Reputation: 372
I have a pandas dataframe like this :
>>> df
id value
0 1 10
1 1 11
2 1 9
3 2 7
4 2 7
5 2 8
6 3 10
7 3 8
I want to get the top two id, based on the sum of their top two values. So here, I should get this :
id # value
0 1 # 11 + 10 = 21
1 3 # 10 + 8 = 18
I tried using :
df.groupby('id')['value'].nlargest(2).sum()
But that returns the sum of all the largest values.
I looked for an answer to my question, but I didn't quite get the proper one.
Upvotes: 2
Views: 7006
Reputation:
groupby.nlargest(2)
returns a Series with MultiIndex:
df.groupby('id')['value'].nlargest(2)
Out:
id
1 1 11
0 10
2 5 8
3 7
3 6 10
7 8
Name: value, dtype: int64
Here, both the id and the original index appear in the returning Series. Now if you take the sum, it will take the sum of every value in this Series.
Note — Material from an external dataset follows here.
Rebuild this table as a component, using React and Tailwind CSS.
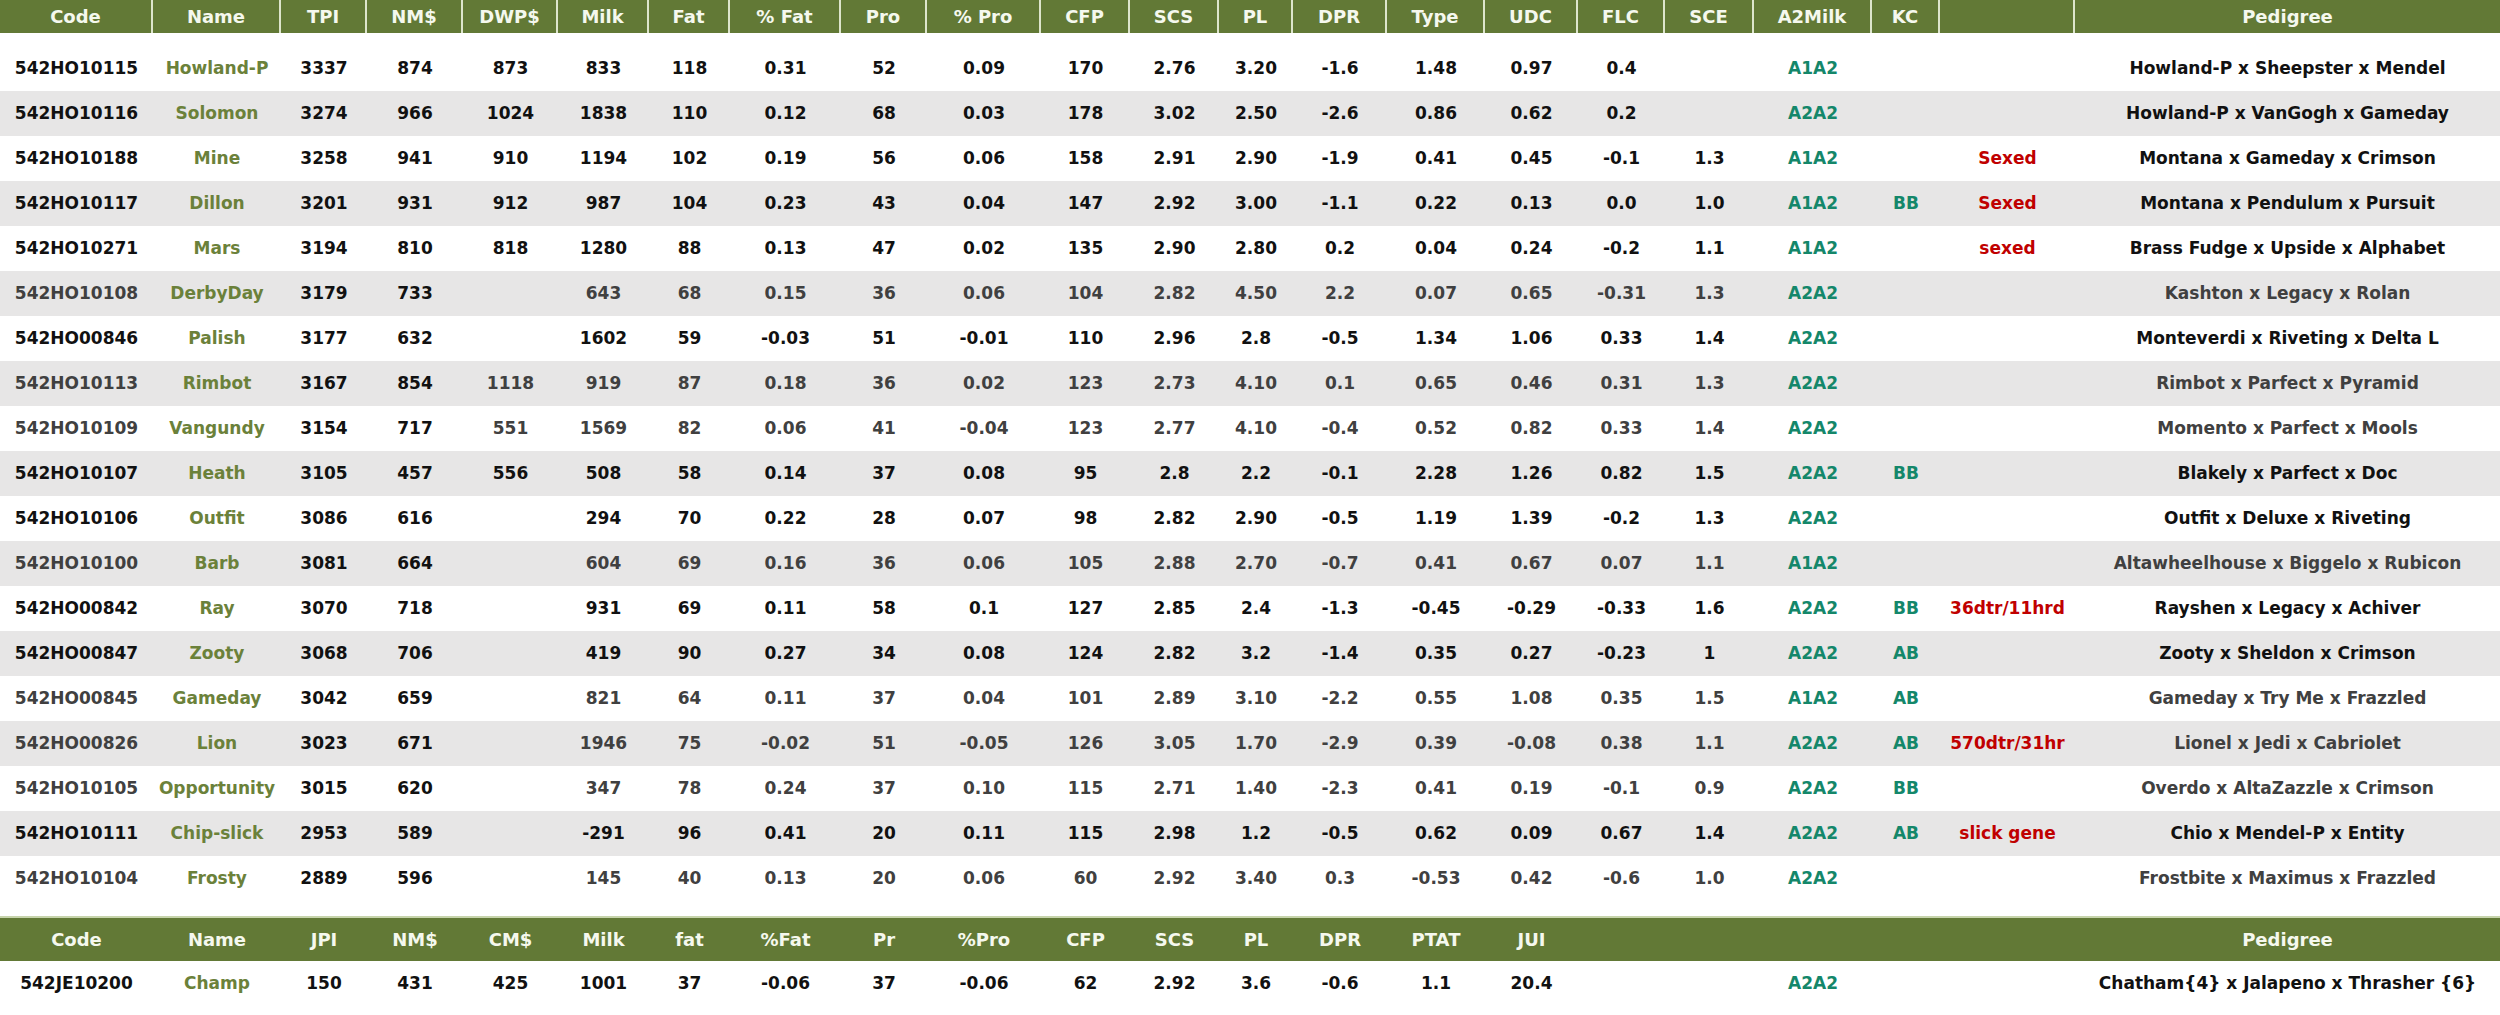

However, if you apply the sum on level=0 (or on the id part of this MultiIndex), it will only take the sum for each id separately.
df.groupby('id')['value'].nlargest(2).sum(level=0)
Out:
id
1 21
2 15
3 18
Name: value, dtype: int64
Now you have the sum of two largest values for each id. To find the largest two values in this Series you need to call nlargest
again:
df.groupby('id')['value'].nlargest(2).sum(level=0).nlargest(2)
Out:
id
1 21
3 18
Name: value, dtype: int64
Upvotes: 7